First, boredom will impact almost everyone at some point. One can only smell the roses, or walk the green tunnel, for so many consecutive days before you start thinking about other things. Either way you cut it, the novelty of hiking long distances every day loses some of its initial luster after some amount of time; on average, this happens sometime around Virginia, or one-quarter of the trail.
I believe the best antidote is to have secondary objectives to complete in your spare time. This may very well be the most creative time in your life, be prepared to express yourself in some way. I was a writer before I was a hiker, so I knew I would want to take a lot of notes. For this reason, I took a voice recorder as one of my luxury items and used it frequently. Other ideas might include: working on a business idea, taking time for daily meditation, using podcasts to learn something new, or learning a language.

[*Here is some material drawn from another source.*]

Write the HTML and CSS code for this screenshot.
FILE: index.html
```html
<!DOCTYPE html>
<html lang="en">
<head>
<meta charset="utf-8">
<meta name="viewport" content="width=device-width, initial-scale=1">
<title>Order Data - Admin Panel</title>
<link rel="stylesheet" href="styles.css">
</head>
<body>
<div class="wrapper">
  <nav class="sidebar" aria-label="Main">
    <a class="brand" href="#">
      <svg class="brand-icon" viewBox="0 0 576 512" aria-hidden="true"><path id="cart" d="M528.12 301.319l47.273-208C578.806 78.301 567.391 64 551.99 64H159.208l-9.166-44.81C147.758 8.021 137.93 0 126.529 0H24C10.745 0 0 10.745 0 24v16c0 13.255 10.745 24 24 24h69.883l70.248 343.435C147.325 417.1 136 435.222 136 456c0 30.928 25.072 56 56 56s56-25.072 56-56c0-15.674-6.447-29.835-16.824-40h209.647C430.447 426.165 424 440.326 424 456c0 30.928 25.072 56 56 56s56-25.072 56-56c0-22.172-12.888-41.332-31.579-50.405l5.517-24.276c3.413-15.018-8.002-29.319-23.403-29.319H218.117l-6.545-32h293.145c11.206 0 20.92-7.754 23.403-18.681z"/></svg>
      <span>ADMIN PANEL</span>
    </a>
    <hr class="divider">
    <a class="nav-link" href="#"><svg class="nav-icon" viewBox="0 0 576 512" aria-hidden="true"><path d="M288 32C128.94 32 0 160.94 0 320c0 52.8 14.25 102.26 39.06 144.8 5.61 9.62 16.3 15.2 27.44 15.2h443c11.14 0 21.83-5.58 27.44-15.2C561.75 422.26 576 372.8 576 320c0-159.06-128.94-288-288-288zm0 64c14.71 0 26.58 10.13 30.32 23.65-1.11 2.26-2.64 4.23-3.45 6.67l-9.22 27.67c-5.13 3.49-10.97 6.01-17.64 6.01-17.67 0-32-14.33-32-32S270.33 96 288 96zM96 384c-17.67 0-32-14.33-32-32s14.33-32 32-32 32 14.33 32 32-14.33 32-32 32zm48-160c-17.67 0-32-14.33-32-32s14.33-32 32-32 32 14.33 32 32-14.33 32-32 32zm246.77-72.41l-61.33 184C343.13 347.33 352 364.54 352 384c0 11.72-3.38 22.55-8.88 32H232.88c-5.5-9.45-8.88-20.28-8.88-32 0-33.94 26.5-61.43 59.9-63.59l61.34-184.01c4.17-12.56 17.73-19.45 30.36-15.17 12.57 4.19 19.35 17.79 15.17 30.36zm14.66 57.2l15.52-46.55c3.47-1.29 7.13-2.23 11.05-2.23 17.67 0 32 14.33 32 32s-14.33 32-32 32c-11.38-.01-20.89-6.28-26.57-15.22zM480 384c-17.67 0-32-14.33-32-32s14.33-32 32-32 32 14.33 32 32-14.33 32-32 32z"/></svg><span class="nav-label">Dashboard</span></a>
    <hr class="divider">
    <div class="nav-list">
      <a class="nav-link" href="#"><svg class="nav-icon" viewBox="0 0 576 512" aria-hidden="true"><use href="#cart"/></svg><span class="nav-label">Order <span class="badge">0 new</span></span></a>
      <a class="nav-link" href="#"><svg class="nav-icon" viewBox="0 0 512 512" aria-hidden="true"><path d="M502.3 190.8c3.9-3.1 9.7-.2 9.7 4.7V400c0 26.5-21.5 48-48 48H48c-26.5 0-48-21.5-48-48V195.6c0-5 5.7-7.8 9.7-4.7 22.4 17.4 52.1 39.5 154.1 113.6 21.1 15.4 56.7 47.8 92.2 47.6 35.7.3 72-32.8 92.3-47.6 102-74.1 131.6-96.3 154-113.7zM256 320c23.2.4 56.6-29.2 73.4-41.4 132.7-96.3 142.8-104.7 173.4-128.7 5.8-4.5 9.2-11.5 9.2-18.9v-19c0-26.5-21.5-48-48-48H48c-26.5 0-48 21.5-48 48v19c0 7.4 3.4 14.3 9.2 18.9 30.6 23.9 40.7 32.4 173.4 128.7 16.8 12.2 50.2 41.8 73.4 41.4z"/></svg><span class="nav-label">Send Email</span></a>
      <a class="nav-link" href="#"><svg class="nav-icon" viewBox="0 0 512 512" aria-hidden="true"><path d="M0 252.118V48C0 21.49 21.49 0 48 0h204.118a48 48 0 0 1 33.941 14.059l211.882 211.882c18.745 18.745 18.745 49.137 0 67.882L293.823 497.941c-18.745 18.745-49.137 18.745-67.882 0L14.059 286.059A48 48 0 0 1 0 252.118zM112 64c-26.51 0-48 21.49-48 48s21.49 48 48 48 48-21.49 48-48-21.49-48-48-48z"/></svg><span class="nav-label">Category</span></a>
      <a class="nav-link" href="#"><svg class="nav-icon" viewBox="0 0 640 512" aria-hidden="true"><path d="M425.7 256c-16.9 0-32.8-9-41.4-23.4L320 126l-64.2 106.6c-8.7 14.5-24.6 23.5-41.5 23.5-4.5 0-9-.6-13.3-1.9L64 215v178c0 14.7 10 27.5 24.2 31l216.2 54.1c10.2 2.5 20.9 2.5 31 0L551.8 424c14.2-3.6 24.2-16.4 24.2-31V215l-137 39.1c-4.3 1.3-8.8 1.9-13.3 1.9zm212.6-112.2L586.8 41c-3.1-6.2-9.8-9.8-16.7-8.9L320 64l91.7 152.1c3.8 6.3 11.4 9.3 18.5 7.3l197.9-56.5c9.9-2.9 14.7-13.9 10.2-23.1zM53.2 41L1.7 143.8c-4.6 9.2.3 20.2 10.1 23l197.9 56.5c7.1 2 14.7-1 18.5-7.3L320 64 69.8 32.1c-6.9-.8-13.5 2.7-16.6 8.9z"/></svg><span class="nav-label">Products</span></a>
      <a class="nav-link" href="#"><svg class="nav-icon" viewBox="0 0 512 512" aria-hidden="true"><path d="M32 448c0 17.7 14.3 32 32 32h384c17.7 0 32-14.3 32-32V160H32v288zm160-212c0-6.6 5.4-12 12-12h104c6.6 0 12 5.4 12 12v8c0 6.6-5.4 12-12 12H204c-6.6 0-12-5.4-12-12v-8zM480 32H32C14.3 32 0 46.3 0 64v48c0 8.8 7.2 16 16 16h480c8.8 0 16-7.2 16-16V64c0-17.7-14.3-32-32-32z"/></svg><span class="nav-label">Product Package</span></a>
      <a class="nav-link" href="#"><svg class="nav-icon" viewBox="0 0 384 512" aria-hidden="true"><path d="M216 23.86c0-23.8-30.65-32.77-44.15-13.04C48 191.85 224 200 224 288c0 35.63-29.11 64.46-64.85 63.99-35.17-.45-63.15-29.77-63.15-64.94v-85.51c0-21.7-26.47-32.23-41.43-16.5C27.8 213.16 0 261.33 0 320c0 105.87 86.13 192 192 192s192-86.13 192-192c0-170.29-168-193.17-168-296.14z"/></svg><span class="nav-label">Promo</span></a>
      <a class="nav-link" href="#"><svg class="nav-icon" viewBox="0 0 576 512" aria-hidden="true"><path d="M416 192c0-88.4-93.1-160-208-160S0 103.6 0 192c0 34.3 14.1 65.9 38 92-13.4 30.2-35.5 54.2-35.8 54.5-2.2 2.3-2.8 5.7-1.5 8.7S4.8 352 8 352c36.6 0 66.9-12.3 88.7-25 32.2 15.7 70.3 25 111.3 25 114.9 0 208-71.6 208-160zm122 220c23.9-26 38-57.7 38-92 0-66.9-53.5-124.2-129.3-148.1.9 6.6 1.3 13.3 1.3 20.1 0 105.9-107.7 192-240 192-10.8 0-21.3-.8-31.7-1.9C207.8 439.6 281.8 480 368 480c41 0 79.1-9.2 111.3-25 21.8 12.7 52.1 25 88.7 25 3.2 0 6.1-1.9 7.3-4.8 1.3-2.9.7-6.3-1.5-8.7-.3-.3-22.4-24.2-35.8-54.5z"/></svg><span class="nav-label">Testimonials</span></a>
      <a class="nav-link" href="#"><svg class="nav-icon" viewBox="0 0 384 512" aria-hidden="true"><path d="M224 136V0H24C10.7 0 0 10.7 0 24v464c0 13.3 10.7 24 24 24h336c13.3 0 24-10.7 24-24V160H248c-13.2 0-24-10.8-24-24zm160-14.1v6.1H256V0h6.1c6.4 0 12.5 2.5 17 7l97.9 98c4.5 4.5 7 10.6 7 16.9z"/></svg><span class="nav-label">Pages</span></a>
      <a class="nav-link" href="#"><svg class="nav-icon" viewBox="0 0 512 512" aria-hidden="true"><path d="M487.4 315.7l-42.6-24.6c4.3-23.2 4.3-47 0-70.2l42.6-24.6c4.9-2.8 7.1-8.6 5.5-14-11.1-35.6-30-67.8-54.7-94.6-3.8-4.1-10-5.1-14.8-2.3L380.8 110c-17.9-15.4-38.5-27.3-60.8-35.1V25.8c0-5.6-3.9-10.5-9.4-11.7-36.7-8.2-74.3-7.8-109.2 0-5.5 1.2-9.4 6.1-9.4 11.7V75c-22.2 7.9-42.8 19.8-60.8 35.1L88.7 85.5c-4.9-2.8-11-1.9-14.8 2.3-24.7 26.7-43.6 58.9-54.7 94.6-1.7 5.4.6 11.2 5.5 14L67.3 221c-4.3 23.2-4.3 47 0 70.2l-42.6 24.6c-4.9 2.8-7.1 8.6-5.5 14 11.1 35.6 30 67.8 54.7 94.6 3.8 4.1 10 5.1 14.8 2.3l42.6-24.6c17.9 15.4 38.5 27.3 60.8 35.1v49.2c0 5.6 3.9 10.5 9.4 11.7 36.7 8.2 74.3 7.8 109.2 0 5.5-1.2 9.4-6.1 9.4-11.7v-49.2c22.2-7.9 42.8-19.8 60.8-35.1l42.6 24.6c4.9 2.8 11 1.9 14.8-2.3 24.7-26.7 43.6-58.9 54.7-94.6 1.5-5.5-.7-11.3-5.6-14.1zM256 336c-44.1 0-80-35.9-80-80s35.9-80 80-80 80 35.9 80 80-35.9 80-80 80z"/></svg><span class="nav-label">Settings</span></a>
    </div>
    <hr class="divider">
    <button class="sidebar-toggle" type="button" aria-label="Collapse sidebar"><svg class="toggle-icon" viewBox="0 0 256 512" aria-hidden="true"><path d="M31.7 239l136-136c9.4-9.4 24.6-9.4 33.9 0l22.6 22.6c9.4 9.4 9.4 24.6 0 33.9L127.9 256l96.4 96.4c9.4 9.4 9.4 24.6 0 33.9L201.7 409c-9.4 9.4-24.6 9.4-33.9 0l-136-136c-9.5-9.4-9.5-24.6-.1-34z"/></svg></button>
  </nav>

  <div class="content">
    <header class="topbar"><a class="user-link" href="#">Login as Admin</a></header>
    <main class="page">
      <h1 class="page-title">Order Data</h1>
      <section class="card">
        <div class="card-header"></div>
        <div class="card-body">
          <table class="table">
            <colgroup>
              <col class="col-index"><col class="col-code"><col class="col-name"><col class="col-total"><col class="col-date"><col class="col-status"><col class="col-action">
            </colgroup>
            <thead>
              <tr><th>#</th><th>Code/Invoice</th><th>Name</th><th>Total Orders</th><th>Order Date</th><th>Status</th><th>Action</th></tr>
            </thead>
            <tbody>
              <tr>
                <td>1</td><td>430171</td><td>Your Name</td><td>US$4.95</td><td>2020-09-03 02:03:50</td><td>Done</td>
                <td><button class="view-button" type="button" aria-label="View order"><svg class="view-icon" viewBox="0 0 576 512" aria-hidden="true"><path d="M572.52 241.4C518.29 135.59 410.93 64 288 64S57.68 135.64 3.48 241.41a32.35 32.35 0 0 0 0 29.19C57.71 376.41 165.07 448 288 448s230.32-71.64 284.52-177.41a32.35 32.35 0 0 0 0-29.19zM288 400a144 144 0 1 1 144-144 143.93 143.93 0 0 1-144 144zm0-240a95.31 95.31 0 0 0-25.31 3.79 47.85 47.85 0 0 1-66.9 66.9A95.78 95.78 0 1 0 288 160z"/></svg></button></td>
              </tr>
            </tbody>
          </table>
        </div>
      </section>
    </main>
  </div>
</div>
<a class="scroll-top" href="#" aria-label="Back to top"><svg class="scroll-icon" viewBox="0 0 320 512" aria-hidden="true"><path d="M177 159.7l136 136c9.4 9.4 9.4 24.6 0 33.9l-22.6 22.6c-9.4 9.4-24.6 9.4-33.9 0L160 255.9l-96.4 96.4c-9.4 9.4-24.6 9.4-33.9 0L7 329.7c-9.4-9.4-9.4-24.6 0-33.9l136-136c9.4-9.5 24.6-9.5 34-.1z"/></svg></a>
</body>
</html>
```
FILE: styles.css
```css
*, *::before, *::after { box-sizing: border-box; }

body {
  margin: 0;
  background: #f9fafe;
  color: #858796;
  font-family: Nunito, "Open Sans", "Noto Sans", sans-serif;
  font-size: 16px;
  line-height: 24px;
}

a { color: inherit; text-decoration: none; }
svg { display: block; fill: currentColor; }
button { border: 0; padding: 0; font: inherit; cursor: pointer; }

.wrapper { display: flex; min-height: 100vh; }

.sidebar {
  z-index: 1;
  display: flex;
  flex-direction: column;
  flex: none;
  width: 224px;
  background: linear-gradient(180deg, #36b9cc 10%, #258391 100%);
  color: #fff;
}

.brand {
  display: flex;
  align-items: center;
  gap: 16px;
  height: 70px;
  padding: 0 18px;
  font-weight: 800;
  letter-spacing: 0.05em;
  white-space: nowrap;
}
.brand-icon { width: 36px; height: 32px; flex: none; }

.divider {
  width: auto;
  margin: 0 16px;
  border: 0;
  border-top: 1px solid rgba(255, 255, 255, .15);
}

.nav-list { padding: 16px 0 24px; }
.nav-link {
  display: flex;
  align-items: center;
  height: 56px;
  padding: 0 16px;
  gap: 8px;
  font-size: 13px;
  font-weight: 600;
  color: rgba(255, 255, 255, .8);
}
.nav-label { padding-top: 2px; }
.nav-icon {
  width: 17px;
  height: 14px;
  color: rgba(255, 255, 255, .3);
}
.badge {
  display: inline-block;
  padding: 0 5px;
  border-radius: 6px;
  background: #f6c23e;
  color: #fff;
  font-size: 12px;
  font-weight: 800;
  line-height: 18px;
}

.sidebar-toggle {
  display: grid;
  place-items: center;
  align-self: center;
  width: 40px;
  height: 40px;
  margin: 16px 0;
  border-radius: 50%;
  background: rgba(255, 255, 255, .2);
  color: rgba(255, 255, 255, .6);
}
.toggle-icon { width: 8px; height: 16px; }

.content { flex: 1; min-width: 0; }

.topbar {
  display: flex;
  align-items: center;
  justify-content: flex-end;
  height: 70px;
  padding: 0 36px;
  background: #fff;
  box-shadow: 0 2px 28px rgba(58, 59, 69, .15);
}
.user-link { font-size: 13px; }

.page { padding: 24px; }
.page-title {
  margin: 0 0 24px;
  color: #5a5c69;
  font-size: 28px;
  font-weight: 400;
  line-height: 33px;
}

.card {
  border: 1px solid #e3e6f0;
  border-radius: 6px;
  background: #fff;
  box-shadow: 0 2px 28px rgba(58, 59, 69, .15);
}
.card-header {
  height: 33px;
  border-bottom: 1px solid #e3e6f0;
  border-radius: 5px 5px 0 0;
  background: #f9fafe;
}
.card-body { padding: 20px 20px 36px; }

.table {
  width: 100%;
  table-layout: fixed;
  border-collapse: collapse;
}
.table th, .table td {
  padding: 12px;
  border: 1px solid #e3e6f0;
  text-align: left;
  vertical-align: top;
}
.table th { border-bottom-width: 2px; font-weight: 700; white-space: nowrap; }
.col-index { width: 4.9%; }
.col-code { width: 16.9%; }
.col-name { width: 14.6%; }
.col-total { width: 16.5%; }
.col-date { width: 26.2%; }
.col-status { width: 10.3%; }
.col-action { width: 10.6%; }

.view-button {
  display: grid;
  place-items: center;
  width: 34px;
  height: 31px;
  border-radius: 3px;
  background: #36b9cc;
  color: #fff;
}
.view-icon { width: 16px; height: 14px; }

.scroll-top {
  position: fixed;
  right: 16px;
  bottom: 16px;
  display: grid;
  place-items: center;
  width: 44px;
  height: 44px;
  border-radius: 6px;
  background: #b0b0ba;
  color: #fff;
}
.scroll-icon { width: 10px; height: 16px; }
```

Second, the phrase ‘hike your own hike’ gets thrown around a lot, but it does have some wisdom to impart to the struggling thru-hiker. Everyone is seeking something different, hiking with different gear, walking at different paces, and so on; you must be comfortable doing your own thing at all times, even if it means sacrificing socialization with particular hikers.
There will always be someone out there who is more similar to you than the person who is simply a bad match for your style.
Feel free to go your own pace, or take that extra zero if it will keep you on the trail. This also ties into the third point which is stated quite well in this quote by Warren Doyle, Founder of ALDHA (Appalachian Long Distance Hikers Association):
“Don’t fight the Trail. You have to flow with it, be cooperative with the Trail, neither competitive nor combative.”
This means you should do what you need to do at all times. If you are having a really rough time on trail, there is almost always something you can do to fix it. Don’t give up, put in the time and effort to figure it out, get through it, and then enjoy your success in overcoming the near failure.
Lastly, don’t fight the urge to take zero days as a means of working out any issues or ailments, or do it just because you feel like it. This is one thing I should have done better on my own thru-hike. I had very few days of actually doing nothing on these “days off” and would always find some way to do something active. When you need a zero, take a real zero — it will make the days that follow all the more productive.
And always remember, never quit on a bad day.